Out of these benefits provided by VPN, some are perceived benefits, in the sense that they are not directly provided by VPN technologies. The protection against address depletion, for instance, is in fact achieved through NAT. Nodes in a private site are likely to require public resources access and will need public addresses to do so. To limit the number of these public addresses required, some other technology is needed, to expose a public address on these nodes behalf (one for many). This can be NAT or an application proxy.

So, are VPNs still useful with IPv6? The question is worth asking. Why would IPv6 customers ever need to deploy VPNs when they can get all the addresses they want? Why split the global address space into smaller chunks, if it is guaranteed that none of these addresses will ever overlap? In an ideal world full of honest people, that is probably true. This is precisely what VPN technology does not assume. It does not deal with issues of overlapping address space, but rather intends to isolate address spaces, and communications, to protect against malicious users.
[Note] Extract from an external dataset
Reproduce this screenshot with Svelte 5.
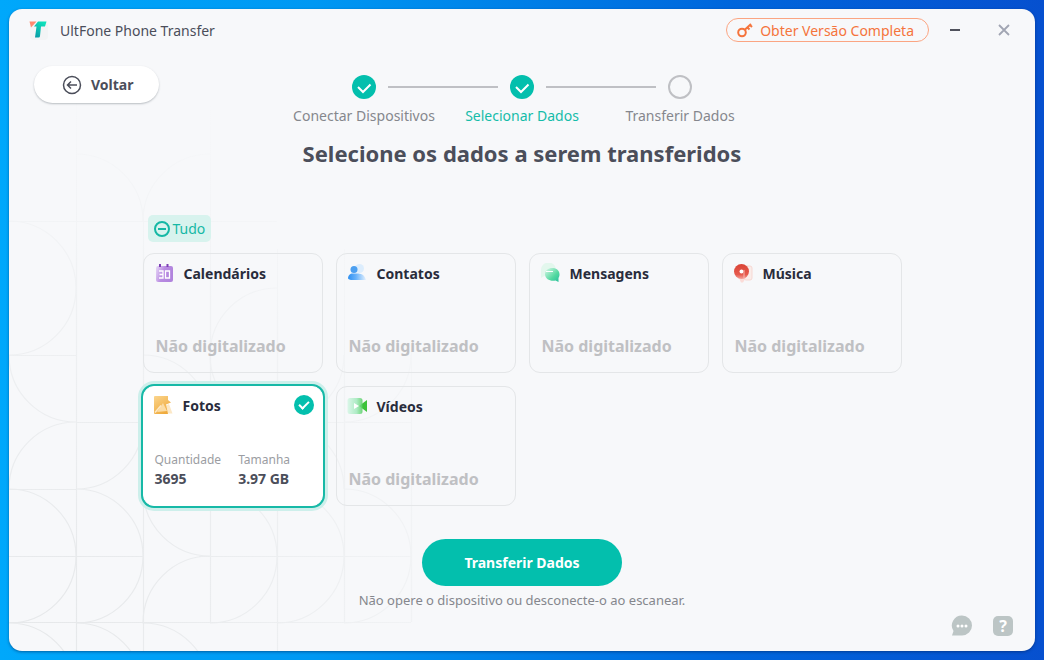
<script>
  const steps = [
    { label: 'Conectar Dispositivos', state: 'done' },
    { label: 'Selecionar Dados', state: 'current' },
    { label: 'Transferir Dados', state: 'todo' }
  ]

  let items = [
    { id: 'calendar', name: 'Calendários', checked: false },
    { id: 'contacts', name: 'Contatos', checked: false },
    { id: 'messages', name: 'Mensagens', checked: false },
    { id: 'music', name: 'Música', checked: false },
    { id: 'photos', name: 'Fotos', checked: true, count: '3695', size: '3.97 GB' },
    { id: 'videos', name: 'Vídeos', checked: false }
  ]

  $: selected = items.filter(item => item.checked).length
  $: all = selected === items.length
  $: some = selected > 0 && !all

  const toggleAll = () => {
    const next = !all
    items = items.map(item => ({ ...item, checked: next }))
  }
</script>

<div class="desktop">
  <div class="window">
    <svg class="pattern" width="480" height="642" viewBox="0 0 480 642" aria-hidden="true">
      <defs>
        <radialGradient id="fade" gradientUnits="userSpaceOnUse" cx="40" cy="610" r="540">
          <stop offset="0" stop-color="#e6e8ea" />
          <stop offset="0.4" stop-color="#eceef0" />
          <stop offset="1" stop-color="#f7f8fa" />
        </radialGradient>
      </defs>
      <g fill="none" stroke="url(#fade)" stroke-width="1.2">
        <path d="M67.500 80V642M134.500 200V642M201.500 80V613M268.500 240V642M335.500 240V613M402.500 340V613" />
        <path d="M0 212.500H268M0 346.500H67M67 413.500H402M0 480.500H67M0 547.500H134M190 547.500H402M0 613.500H402" />
        <path d="M0 212a67 67 0 0 1 67 67a67 67 0 0 1-67 67a67 67 0 0 0 67 67a67 67 0 0 0-67 67" />
        <path d="M134 413a67 67 0 0 1-67 67a67 67 0 0 1 67 67a67 67 0 0 1-67 67a67 67 0 0 1 67 67" />
        <path d="M0 480a67 67 0 0 1 67 67a67 67 0 0 1-67 67a67 67 0 0 1 67 67" />
        <path d="M134 480a67 67 0 0 0 67 67a67 67 0 0 0-67 67a67 67 0 0 1 67 67" />
        <path d="M201 480a67 67 0 0 1 67 67a67 67 0 0 1-67 67M268 480a67 67 0 0 1 67 67a67 67 0 0 1-67 67M335 480a67 67 0 0 1 67 67a67 67 0 0 1-67 67" />
        <path d="M134 212a67 67 0 0 0-67-67M134 212a67 67 0 0 1 67-67M201 346a67 67 0 0 1 67-67M134 346a67 67 0 0 1 67 67" />
        <path d="M335 346a67 67 0 0 1-67 67a67 67 0 0 1-67-67M402 346a67 67 0 0 1-67 67M335 480a67 67 0 0 0-67-67" />
      </g>
    </svg>

    <header>
      <svg class="logo" width="20" height="20" viewBox="0 0 20 20" aria-hidden="true">
        <defs>
          <linearGradient id="logo-t" x1="0" y1="1" x2="0.6" y2="0">
            <stop offset="0" stop-color="#0795a4" />
            <stop offset="1" stop-color="#0fe0bb" />
          </linearGradient>
        </defs>
        <rect x="1" y="2" width="18" height="18" rx="4" fill="#f3f4f5" />
        <path d="M0.500 1.500h7L2 7.500z" fill="#ff8a70" />
        <path d="M9 1.500h8.500l-1.500 5h-4l-1 9.500a1.500 1.500 0 0 1-1.500 1.500H6l1.500-11H5z" fill="url(#logo-t)" />
      </svg>
      <span class="title">UltFone Phone Transfer</span>
      <button class="upgrade">
        <svg width="16" height="16" viewBox="0 0 16 16" fill="none" stroke="#f5743c" stroke-width="2" aria-hidden="true">
          <circle cx="5" cy="10.500" r="3.800" />
          <path d="M7.800 7.800L14 2M10 5l2.500 2.500M12.500 2.500l2.500 2.500" />
        </svg>
        Obter Versão Completa
      </button>
      <button class="control" aria-label="Minimizar">
        <svg width="12" height="12" viewBox="0 0 12 12"><path d="M1 6h10" stroke="#50525c" stroke-width="2" /></svg>
      </button>
      <button class="control" aria-label="Fechar">
        <svg width="12" height="12" viewBox="0 0 12 12"><path d="M1 1l10 10M11 1L1 11" stroke="#a1a5b3" stroke-width="1.800" /></svg>
      </button>
    </header>

    <div class="top">
      <button class="back">
        <svg width="20" height="20" viewBox="0 0 20 20" fill="none" stroke="#4b4e5a" stroke-width="1.500" aria-hidden="true">
          <circle cx="10" cy="10" r="8.500" />
          <path d="M15 10H6M9 6.500L5.500 10L9 13.500" />
        </svg>
        Voltar
      </button>
      <ol>
        {#each steps as { label, state }}
          <li class={state}>
            <span class="dot">
              {#if state !== 'todo'}
                <svg width="24" height="24" viewBox="0 0 24 24" aria-hidden="true">
                  <path d="M6 12l5 5l7.500-7.500" fill="none" stroke="#fff" stroke-width="2" />
                </svg>
              {/if}
            </span>
            {label}
          </li>
        {/each}
      </ol>
    </div>

    <h1>Selecione os dados a serem transferidos</h1>

    <main>
      <label class="all">
        <input type="checkbox" checked={all} indeterminate={some} on:change={toggleAll} />
        Tudo
      </label>

      <div class="cards">
        {#each items as item (item.id)}
          <label class="card" class:selected={item.checked}>
            <span class="head">
              <svg width="20" height="20" viewBox="0 0 20 20" aria-hidden="true">
                {#if item.id === 'calendar'}
                  <defs>
                    <linearGradient id="cal" x2="1" y2="0.300">
                      <stop offset="0" stop-color="#e8daf7" />
                      <stop offset="0.500" stop-color="#b98be2" />
                      <stop offset="1" stop-color="#b184dd" />
                    </linearGradient>
                  </defs>
                  <rect x="2" y="3" width="17" height="16" rx="2" fill="url(#cal)" />
                  <path d="M6 1v3M13.500 1v3" stroke="#7c3fb5" stroke-width="2" />
                  <path d="M5 8h4v7H5M5.500 11.500H9M11.500 8h4v7h-4z" fill="none" stroke="#fff" stroke-width="1.300" />
                {:else if item.id === 'contacts'}
                  <defs>
                    <linearGradient id="con">
                      <stop offset="0" stop-color="#2e8ff0" />
                      <stop offset="0.450" stop-color="#69b2fa" />
                      <stop offset="1" stop-color="#e3f0fd" />
                    </linearGradient>
                  </defs>
                  <circle cx="12.500" cy="5.500" r="4.500" fill="#dcedfd" />
                  <circle cx="7" cy="6.500" r="3.500" fill="#4c9ff0" />
                  <path d="M1 15c1-5 4-4.500 7-4.500s9-1 11 6.500H6c-3 0-5-.500-5-2z" fill="url(#con)" />
                {:else if item.id === 'messages'}
                  <defs>
                    <linearGradient id="msg" x2="1" y2="1">
                      <stop offset="0" stop-color="#ddf8ea" />
                      <stop offset="0.600" stop-color="#54d9a0" />
                      <stop offset="1" stop-color="#26bd9c" />
                    </linearGradient>
                  </defs>
                  <path d="M1 15V7a7 6.500 0 0 1 15-1z" fill="#e3f7ed" />
                  <path d="M12.500 5c4 0 7 2.500 7 6.500c0 1.700-.500 2.500-1 3.500v4l-3-1.500c-5 1-10-1-10.500-6c0-4 3-6.500 7.500-6.500z" fill="url(#msg)" />
                  <path d="M6 8.500h7" stroke="#fff" />
                {:else if item.id === 'music'}
                  <defs>
                    <linearGradient id="mus" x2="0" y2="1">
                      <stop offset="0" stop-color="#d94336" />
                      <stop offset="0.700" stop-color="#e65a4d" />
                      <stop offset="1" stop-color="#f4a39b" />
                    </linearGradient>
                  </defs>
                  <rect x="11" y="3" width="8" height="14" rx="2" fill="#faece9" stroke="#f7d8d3" />
                  <path d="M5 13h9l-4 6.500H8z" fill="#fbdcd8" />
                  <circle cx="8.500" cy="8.500" r="7.500" fill="url(#mus)" />
                  <circle cx="8.500" cy="8.500" r="2" fill="#fff" />
                  <path d="M11 7v8" stroke="#f7b8b0" />
                {:else if item.id === 'photos'}
                  <defs>
                    <linearGradient id="pho" x2="0.600" y2="1">
                      <stop offset="0" stop-color="#fbd58d" />
                      <stop offset="1" stop-color="#efaa3c" />
                    </linearGradient>
                  </defs>
                  <path d="M8 13l8-4l3.500 9.500H8z" fill="#fce8c6" />
                  <path d="M1 2a1 1 0 0 1 1-1h13v4l3 2.500l-5 2L15 19H2a1 1 0 0 1-1-1z" fill="url(#pho)" />
                  <path d="M4 17l6-9l4 8z" fill="#fbdca5" />
                  <path d="M2 17.500l6-7" stroke="#fde9c7" stroke-width="1.500" />
                {:else}
                  <defs>
                    <linearGradient id="vid">
                      <stop offset="0" stop-color="#d6f6e6" />
                      <stop offset="0.600" stop-color="#a2e9bc" />
                      <stop offset="1" stop-color="#58cf64" />
                    </linearGradient>
                  </defs>
                  <path d="M12 10l8-6v12z" fill="#3cc23a" />
                  <rect x="0.500" y="2" width="15" height="16" rx="2.500" fill="url(#vid)" opacity="0.850" />
                  <path d="M7 7l5 3l-5 3z" fill="#fff" />
                {/if}
              </svg>
              <span class="name">{item.name}</span>
              <input type="checkbox" bind:checked={item.checked} />
            </span>
            {#if item.count}
              <span class="stats">
                <span>Quantidade <strong>{item.count}</strong></span>
                <span>Tamanha <strong>{item.size}</strong></span>
              </span>
            {:else}
              <span class="empty">Não digitalizado</span>
            {/if}
          </label>
        {/each}
      </div>
    </main>

    <button class="transfer">Transferir Dados</button>
    <p>Não opere o dispositivo ou desconecte-o ao escanear.</p>

    <footer>
      <button aria-label="Comentários">
        <svg width="22" height="22" viewBox="0 0 22 22">
          <path d="M11 0.500A10 10 0 1 1 11 20.500H1l1.500-4.500A10 10 0 0 1 11 0.500z" fill="#bcc5c5" />
          <circle cx="7" cy="11" r="1.500" fill="#fff" />
          <circle cx="11" cy="11" r="1.500" fill="#fff" />
          <circle cx="15" cy="11" r="1.500" fill="#fff" />
        </svg>
      </button>
      <button class="help" aria-label="Ajuda">?</button>
    </footer>
  </div>
</div>

<style>
  :global(body) {
    margin: 0;
  }
  .desktop {
    box-sizing: border-box;
    min-height: 100vh;
    padding: 9px;
    display: flex;
    background: linear-gradient(to right, #00a8fb 0%, #0098f3 30%, #0066dc 70%, #0650cf 100%);
    font-family: 'Noto Sans', 'Open Sans', sans-serif;
    color: #4b4e5a;
  }
  .window {
    position: relative;
    flex: 1;
    display: flex;
    flex-direction: column;
    border-radius: 13px;
    background: #f7f8fa;
    box-shadow: 0 1px 3px rgba(0, 30, 80, 0.5);
    overflow: hidden;
  }
  .window > :not(.pattern) {
    position: relative;
  }
  .pattern {
    position: absolute;
    left: 0;
    bottom: 0;
  }
  button {
    margin: 0;
    padding: 0;
    border: 0;
    background: none;
    font: inherit;
    color: inherit;
    display: flex;
    align-items: center;
    cursor: pointer;
  }
  header {
    display: flex;
    align-items: center;
    height: 42px;
    padding: 0 18px 0 20px;
  }
  .title {
    flex: 1;
    margin-left: 11px;
    font-size: 14px;
  }
  .upgrade {
    gap: 7px;
    height: 24px;
    box-sizing: border-box;
    padding: 0 14px 0 10px;
    margin-right: 13px;
    border: 1px solid #fba582;
    border-radius: 12px;
    font-size: 14px;
    color: #f5743c;
  }
  .control {
    justify-content: center;
    width: 26px;
    height: 26px;
  }
  .control + .control {
    margin-left: 23px;
  }
  .top {
    display: grid;
    grid-template-columns: 1fr auto 1fr;
    align-items: start;
    padding: 15px 25px 0;
  }
  .back {
    justify-self: start;
    gap: 9px;
    width: 125px;
    height: 37px;
    padding-left: 28px;
    border-radius: 19px;
    background: #fff;
    box-shadow: 0 1px 2px rgba(70, 80, 90, 0.35);
    font-size: 14px;
    font-weight: 700;
  }
  ol {
    display: flex;
    margin: 0;
    padding: 9px 0 0;
    list-style: none;
  }
  li {
    position: relative;
    display: flex;
    flex-direction: column;
    align-items: center;
    gap: 6px;
    width: 158px;
    font-size: 14px;
    line-height: 22px;
    color: #85878d;
  }
  li + li::before {
    content: '';
    position: absolute;
    top: 11px;
    right: 103px;
    width: 110px;
    height: 2px;
    background: #bfc0c4;
  }
  .dot {
    box-sizing: border-box;
    width: 24px;
    height: 24px;
    border-radius: 50%;
  }
  .done .dot,
  .current .dot {
    background: #03bfad;
  }
  .todo .dot {
    border: 2px solid #bfc0c4;
  }
  .current {
    color: #15bca9;
  }
  h1 {
    margin: 10px 0 0;
    font-size: 22px;
    line-height: 32px;
    text-align: center;
  }
  main {
    width: 759px;
    margin: 46px auto 0;
  }
  .all {
    display: flex;
    align-items: center;
    gap: 3px;
    width: max-content;
    height: 27px;
    margin-left: 5px;
    padding: 0 6px;
    border-radius: 5px;
    background: #d8f3ee;
    font-size: 14px;
    color: #15b8a5;
  }
  input {
    appearance: none;
    box-sizing: border-box;
    display: grid;
    place-items: center;
    width: 16px;
    height: 16px;
    margin: 0;
    border-radius: 50%;
  }
  .all input {
    border: 2px solid #15b8a5;
  }
  .all input:indeterminate::after {
    content: '';
    width: 8px;
    height: 2px;
    background: #15b8a5;
  }
  .all input:checked:not(:indeterminate) {
    background: #15b8a5;
  }
  .cards {
    display: grid;
    grid-template-columns: repeat(4, 1fr);
    gap: 13px;
    margin-top: 11px;
  }
  .card {
    box-sizing: border-box;
    display: flex;
    flex-direction: column;
    justify-content: space-between;
    height: 120px;
    padding: 9px 11px 14px 12px;
    border: 1px solid #e4e6e8;
    border-radius: 11px;
  }
  .selected {
    padding: 8px 8px 16px 11px;
    border-color: #fff;
    background: #fff;
    box-shadow: 0 0 0 2px #17b9a7, 0 0 0 5px #cdefeb;
  }
  .head {
    display: flex;
    align-items: center;
    height: 20px;
  }
  .head svg {
    margin-left: -2px;
  }
  .name {
    flex: 1;
    margin-left: 10px;
    font-size: 14px;
    font-weight: 700;
    color: #292c3c;
  }
  .card input {
    width: 20px;
    height: 20px;
  }
  .card input:checked {
    background: #03bfad;
  }
  .card input:checked::after {
    content: '';
    width: 8px;
    height: 4px;
    margin-bottom: 3px;
    border: solid #fff;
    border-width: 0 0 2px 2px;
    transform: rotate(-45deg);
  }
  .empty {
    font-size: 16px;
    line-height: 24px;
    font-weight: 700;
    color: #bfc0c3;
  }
  .stats {
    display: flex;
    gap: 17px;
    font-size: 12px;
    line-height: 18px;
    color: #9b9da2;
  }
  .stats strong {
    display: block;
    font-size: 14px;
    line-height: 20px;
    color: #4b4e5a;
  }
  .transfer {
    align-self: center;
    justify-content: center;
    width: 200px;
    height: 47px;
    margin-top: 33px;
    border-radius: 24px;
    background: #03bfad;
    font-size: 14px;
    font-weight: 700;
    color: #fff;
  }
  p {
    margin: 4px 0 0;
    font-size: 13px;
    line-height: 20px;
    text-align: center;
    color: #85878d;
  }
  footer {
    display: flex;
    justify-content: flex-end;
    gap: 20px;
    margin-top: auto;
    padding: 0 22px 14px;
  }
  .help {
    justify-content: center;
    width: 20px;
    height: 20px;
    margin-top: 1px;
    border-radius: 5px;
    background: #bcc5c5;
    font-size: 16px;
    font-weight: 700;
    color: #fff;
  }
</style>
With IPv4, address-space overlapping simply becomes a by-product of VPN and NAT.

VPN is not about addressing. It is about security and policing: security of data, achieved through encryption, and policing of routing, achieved by routing domain isolation. From these perspectives, IPv6 and IPv4 are the same: identical requirements that lead to similar solutions. VPNs are still useful in IPv6 networks.

However, IPv6 differs from IPv4 for two reasons that have consequences on IPv6 VPN deployments. First, the IPv6 address space is large enough to allow address uniqueness, even across private networks. Second, by design, IPv6 does not support NAT. These differences do not drive fundamental requirement or technology divergence. But, they do have some consequences in various deployment scenarios. Chapter 7, "VPN IPv6 Architecture and Services," reviews IPv6 VPN technologies in detail and addresses the differences with IPv4. Chapter 13, "Deploying IPv6 in an MPLS Service Provider Network," provides in-depth VPN deployment hints.